- **RECORDS FOR THE TASK**:
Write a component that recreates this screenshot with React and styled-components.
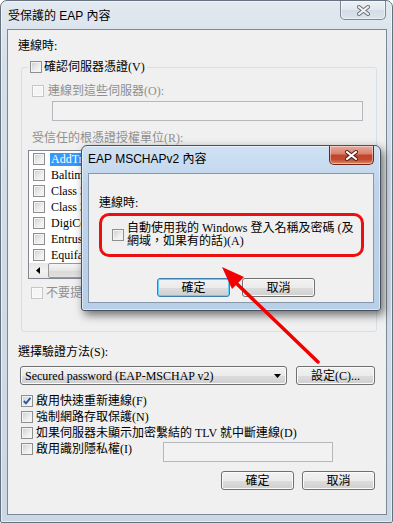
import React from 'react';
import styled, { createGlobalStyle } from 'styled-components';

const GlobalStyle = createGlobalStyle`
  html, body {
    margin: 0;
    padding: 0;
    background: #ffffff;
  }
  body {
    font-family: "Liberation Serif", "Noto Sans CJK TC", serif;
    font-size: 12px;
    color: #000;
  }
`;

const titleFont = `"Liberation Sans", "Noto Sans CJK TC", sans-serif`;

const Window = styled.div`
  position: relative;
  box-sizing: border-box;
  width: 393px;
  height: 523px;
  display: flex;
  flex-direction: column;
  border: 1px solid #66727f;
  border-radius: 7px 7px 2px 2px;
  background: linear-gradient(#e2e9f0, #d5dfe9 60px, #cbd7e3);
  box-shadow: inset 0 0 0 1px rgba(255, 255, 255, 0.55);
`;

const TitleBar = styled.div`
  display: flex;
  align-items: flex-start;
  justify-content: space-between;
  height: ${p => p.$h}px;
  padding-left: ${p => p.$pl}px;
  font-family: ${titleFont};
  flex: none;
`;

const TitleText = styled.span`
  margin-top: ${p => p.$mt}px;
  line-height: 16px;
  white-space: nowrap;
`;

const CloseButton = styled.div`
  box-sizing: border-box;
  display: flex;
  align-items: center;
  justify-content: center;
  width: ${p => p.$w}px;
  height: ${p => p.$h}px;
  margin-right: 6px;
  border: 1px solid ${p => (p.$red ? '#6b2619' : '#7d8894')};
  border-top: none;
  border-radius: 0 0 5px 5px;
  background: ${p =>
    p.$red
      ? 'linear-gradient(#eaa99a, #d98270 42%, #c4432b 52%, #c24a2f 75%, #dc8a66)'
      : 'linear-gradient(#edf1f5, #e0e7ee 50%, #d3dde7 52%, #dce4ec)'};
  box-shadow: inset 0 0 0 1px rgba(255, 255, 255, 0.45);
`;

const Client = styled.div`
  flex: 1;
  display: flex;
  flex-direction: column;
  align-items: flex-start;
  margin: ${p => p.$m};
  border: 1px solid ${p => p.$border};
  background: #f0f0f0;
`;

const Text = styled.div`
  height: 16px;
  line-height: 16px;
  white-space: nowrap;
  margin: ${p => p.$mt || 0}px 0 0 ${p => p.$ml || 0}px;
  color: ${p => (p.$disabled ? '#8f8f8f' : '#000')};
`;

const CheckRow = styled.div`
  display: flex;
  align-items: center;
  gap: ${p => p.$gap ?? 3}px;
  height: 16px;
  line-height: 16px;
  white-space: nowrap;
  margin: ${p => p.$mt || 0}px 0 0 ${p => p.$ml || 0}px;
  color: ${p => (p.$disabled ? '#8f8f8f' : '#000')};
`;

const Box = styled.span`
  box-sizing: border-box;
  flex: none;
  width: 12px;
  height: 12px;
  display: flex;
  align-items: center;
  justify-content: center;
  border: 1px solid ${p => (p.$disabled ? '#c6c6c6' : '#8e8f8f')};
  background: ${p =>
    p.$disabled ? '#f5f5f5' : 'linear-gradient(135deg, #c9ccd0, #eeeeee 60%, #fafafa)'};
  box-shadow: inset 0 0 0 1px ${p => (p.$disabled ? '#fbfbfb' : '#f3f3f3')};
`;

const Checkbox = ({ checked, disabled }) => (
  <Box $disabled={disabled}>
    {checked && (
      <svg width="10" height="10" viewBox="0 0 10 10">
        <path d="M1.8 5 L4 7.4 L8.4 1.8" fill="none" stroke="#2d56a6" strokeWidth="1.9" />
      </svg>
    )}
  </Box>
);

const GroupBox = styled.fieldset`
  box-sizing: border-box;
  width: 356px;
  min-width: 0;
  margin: 5px 0 0 13px;
  padding: 0 0 30px 0;
  border: 1px solid #d5dfe5;
  border-radius: 3px;
  display: flex;
  flex-direction: column;
  align-items: flex-start;
`;

const Legend = styled.legend`
  display: flex;
  align-items: center;
  gap: 2px;
  height: 16px;
  line-height: 16px;
  margin-left: 6px;
  padding: 0 2px;
  white-space: nowrap;
`;

const TextInput = styled.div`
  box-sizing: border-box;
  width: ${p => p.$w}px;
  height: 20px;
  margin: ${p => p.$mt || 0}px 0 0 ${p => p.$ml || 0}px;
  border: 1px solid #b5b9bd;
  background: #f2f2f2;
`;

const ListBox = styled.div`
  box-sizing: border-box;
  width: 335px;
  height: 129px;
  margin: 4px 0 0 6px;
  border: 1px solid #828790;
  background: #fff;
  display: flex;
  flex-direction: column;
`;

const ListItems = styled.div`
  flex: 1;
  display: flex;
  flex-direction: column;
  overflow: hidden;
`;

const ListItem = styled.div`
  display: flex;
  align-items: center;
  gap: 5px;
  height: 16px;
  flex: none;
  padding-left: 4px;
  white-space: nowrap;
`;

const ItemText = styled.span`
  line-height: 13px;
  padding: 0 2px 0 1px;
  background: ${p => (p.$selected ? '#3399ff' : 'transparent')};
  color: ${p => (p.$selected ? '#fff' : '#000')};
`;

const ScrollBar = styled.div`
  flex: none;
  height: 15px;
  display: flex;
  align-items: stretch;
  background: linear-gradient(#e6e6e6, #f1f1f1 50%, #e9e9e9);
`;

const ScrollArrow = styled.div`
  width: 17px;
  display: flex;
  align-items: center;
  justify-content: center;
`;

const ScrollThumb = styled.div`
  width: 240px;
  margin: 0 0 0 2px;
  border: 1px solid #979797;
  border-radius: 2px;
  background: linear-gradient(#f5f5f5, #e6e6e6 50%, #d9d9d9 51%, #e1e1e1);
`;

const Row = styled.div`
  display: flex;
  align-items: center;
  gap: ${p => p.$gap}px;
  margin: ${p => p.$mt}px 0 0 ${p => p.$ml || 0}px;
  align-self: ${p => (p.$end ? 'stretch' : 'auto')};
  justify-content: ${p => (p.$end ? 'flex-end' : 'flex-start')};
  padding-right: ${p => (p.$end ? 11 : 0)}px;
`;

const Button = styled.div`
  box-sizing: border-box;
  width: ${p => p.$w}px;
  height: 19px;
  display: flex;
  align-items: center;
  justify-content: center;
  line-height: 16px;
  white-space: nowrap;
  border: 1px solid ${p => (p.$focused ? '#3c7fb1' : '#707070')};
  border-radius: 3px;
  background: linear-gradient(#f2f2f2, #ebebeb 50%, #dddddd 51%, #cfcfcf);
  box-shadow: inset 0 0 0 1px ${p => (p.$focused ? '#66cff7' : '#fbfbfb')};
`;

const Combo = styled(Button)`
  justify-content: space-between;
  padding: 0 5px 0 4px;
`;

const InputRow = styled.div`
  display: grid;
  grid-template-columns: 142px 170px;
  align-items: start;
  height: 16px;
  margin-left: 13px;
`;

const Dialog = styled.div`
  position: absolute;
  left: 80px;
  top: 144px;
  box-sizing: border-box;
  width: 300px;
  height: 166px;
  display: flex;
  flex-direction: column;
  border: 1px solid #46525f;
  border-radius: 6px 6px 3px 3px;
  background: linear-gradient(#d0e1f3, #bfd4eb 40px, #b9cfe7);
  box-shadow: 3px 4px 10px rgba(0, 0, 0, 0.55), inset 0 0 0 1px rgba(255, 255, 255, 0.5);
`;

const Ring = styled.div`
  box-sizing: border-box;
  width: 265px;
  height: 44px;
  margin: 2px 0 0 10px;
  padding-left: 10px;
  display: flex;
  align-items: center;
  gap: 3px;
  border: 3px solid #ec0f0f;
  border-radius: 10px;
`;

const RingText = styled.div`
  line-height: 13px;
  white-space: nowrap;
`;

const Overlay = styled.svg`
  position: absolute;
  left: -1px;
  top: -1px;
  width: 393px;
  height: 523px;
  pointer-events: none;
`;

const CloseGlyph = ({ w, h, fill, edge }) => (
  <svg width={w + 4} height={h + 4} viewBox={`0 0 ${w + 4} ${h + 4}`}>
    <path d={`M2 2 L${w + 2} ${h + 2} M${w + 2} 2 L2 ${h + 2}`} stroke={edge} strokeWidth="4" strokeLinecap="square" />
    <path d={`M2 2 L${w + 2} ${h + 2} M${w + 2} 2 L2 ${h + 2}`} stroke={fill} strokeWidth="2" strokeLinecap="square" />
  </svg>
);

const certs = [
  'AddTrust External CA Root',
  'Baltimore CyberTrust Root',
  'Class 3 Public Primary Certification Authority',
  'Class 3 Public Primary Certification Authority - G5',
  'DigiCert Assured ID Root CA',
  'Entrust.net Certification Authority (2048)',
  'Equifax Secure Certificate Authority',
];

const options = [
  { label: '啟用快速重新連線(F)', checked: true },
  { label: '強制網路存取保護(N)' },
  { label: '如果伺服器未顯示加密繫結的 TLV 就中斷連線(D)' },
];

export default function App() {
  return (
    <>
      <GlobalStyle />
      <Window>
        <TitleBar $h={28} $pl={7}>
          <TitleText $mt={7}>受保護的 EAP 內容</TitleText>
          <CloseButton $w={46} $h={19}>
            <CloseGlyph w={9} h={7} fill="#eef2f6" edge="#6a6f75" />
          </CloseButton>
        </TitleBar>

        <Client $m="0 5px 7px 6px" $border="#7a8898">
          <Text $mt={8} $ml={10}>連線時:</Text>

          <GroupBox>
            <Legend>
              <Checkbox />
              確認伺服器憑證(V)
            </Legend>
            <CheckRow $mt={8} $ml={10} $gap={4} $disabled>
              <Checkbox disabled />
              連線到這些伺服器(O):
            </CheckRow>
            <TextInput $w={311} $mt={2} $ml={30} />
            <Text $mt={9} $ml={10} $disabled>受信任的根憑證授權單位(R):</Text>
            <ListBox>
              <ListItems>
                {certs.map((c, i) => (
                  <ListItem key={c}>
                    <Checkbox />
                    <ItemText $selected={i === 0}>{c}</ItemText>
                  </ListItem>
                ))}
              </ListItems>
              <ScrollBar>
                <ScrollArrow>
                  <svg width="4" height="7" viewBox="0 0 4 7">
                    <path d="M4 0 L0 3.5 L4 7 Z" fill="#000" />
                  </svg>
                </ScrollArrow>
                <ScrollThumb />
              </ScrollBar>
            </ListBox>
            <CheckRow $mt={6} $ml={9} $disabled>
              <Checkbox disabled />
              不要提示使用者授權新伺服器或信任的憑證授權單位(P)
            </CheckRow>
          </GroupBox>

          <Text $mt={12} $ml={10}>選擇驗證方法(S):</Text>
          <Row $gap={9} $mt={6} $ml={12}>
            <Combo $w={267}>
              <span>Secured password (EAP-MSCHAP v2)</span>
              <svg width="7" height="4" viewBox="0 0 7 4">
                <path d="M0 0 H7 L3.5 4 Z" fill="#000" />
              </svg>
            </Combo>
            <Button $w={79}>設定(C)...</Button>
          </Row>

          {options.map((o, i) => (
            <CheckRow key={o.label} $mt={i === 0 ? 8 : 0} $ml={13}>
              <Checkbox checked={o.checked} />
              {o.label}
            </CheckRow>
          ))}
          <InputRow>
            <CheckRow>
              <Checkbox />
              啟用識別隱私權(I)
            </CheckRow>
            <TextInput $w={170} $mt={1} />
          </InputRow>

          <Row $gap={8} $mt={14} $end>
            <Button $w={73}>確定</Button>
            <Button $w={73}>取消</Button>
          </Row>
        </Client>

        <Dialog>
          <TitleBar $h={27} $pl={6}>
            <TitleText $mt={5}>EAP MSCHAPv2 內容</TitleText>
            <CloseButton $w={45} $h={19} $red>
              <CloseGlyph w={9} h={7} fill="#ffffff" edge="#4a1a12" />
            </CloseButton>
          </TitleBar>
          <Client $m="0 6px 7px 6px" $border="#8798ab">
            <Text $mt={21} $ml={10}>連線時:</Text>
            <Ring>
              <Checkbox />
              <RingText>
                自動使用我的 Windows 登入名稱及密碼 (及
                <br />
                網域，如果有的話)(A)
              </RingText>
            </Ring>
            <Row $gap={12} $mt={21} $ml={68}>
              <Button $w={73} $focused>確定</Button>
              <Button $w={73}>取消</Button>
            </Row>
          </Client>
        </Dialog>

        <Overlay viewBox="0 0 393 523">
          <line x1="318" y1="362" x2="235" y2="282" stroke="#f20000" strokeWidth="3.5" strokeLinecap="round" />
          <polygon points="222,267 232,289 244,277" fill="#f20000" />
        </Overlay>
      </Window>
    </>
  );
}
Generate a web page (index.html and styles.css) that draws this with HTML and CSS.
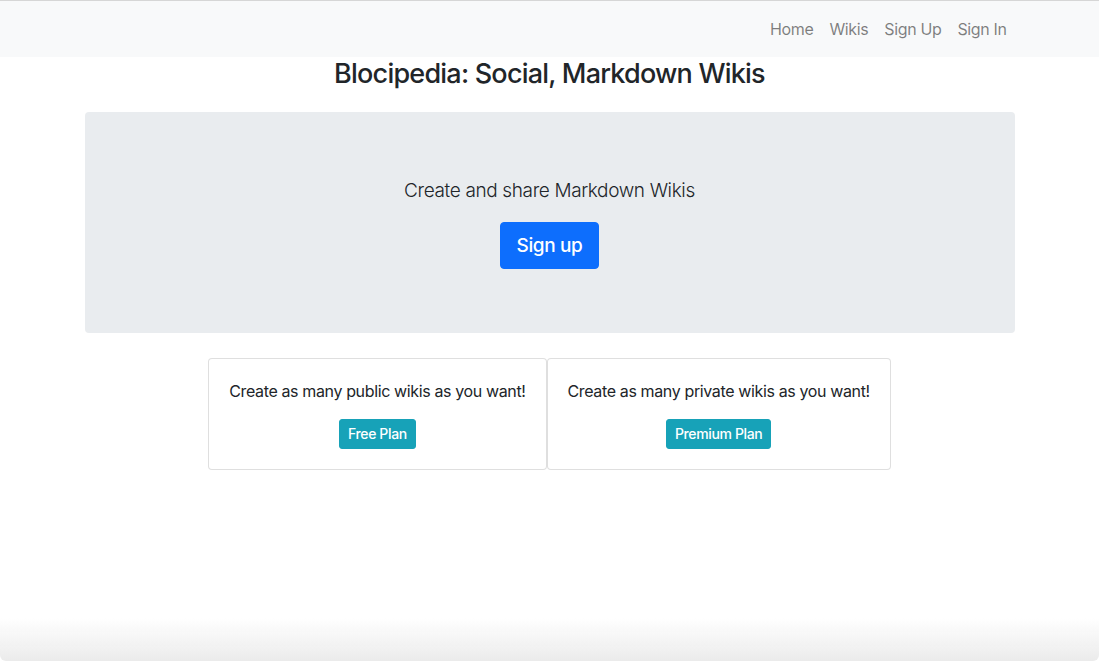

- **CHALLENGE**: Out of the material above, select every line that holds the string "this".

- **FINISHED ANSWER**:
Write a component that recreates this screenshot with React and styled-components.
Generate a web page (index.html and styles.css) that draws this with HTML and CSS.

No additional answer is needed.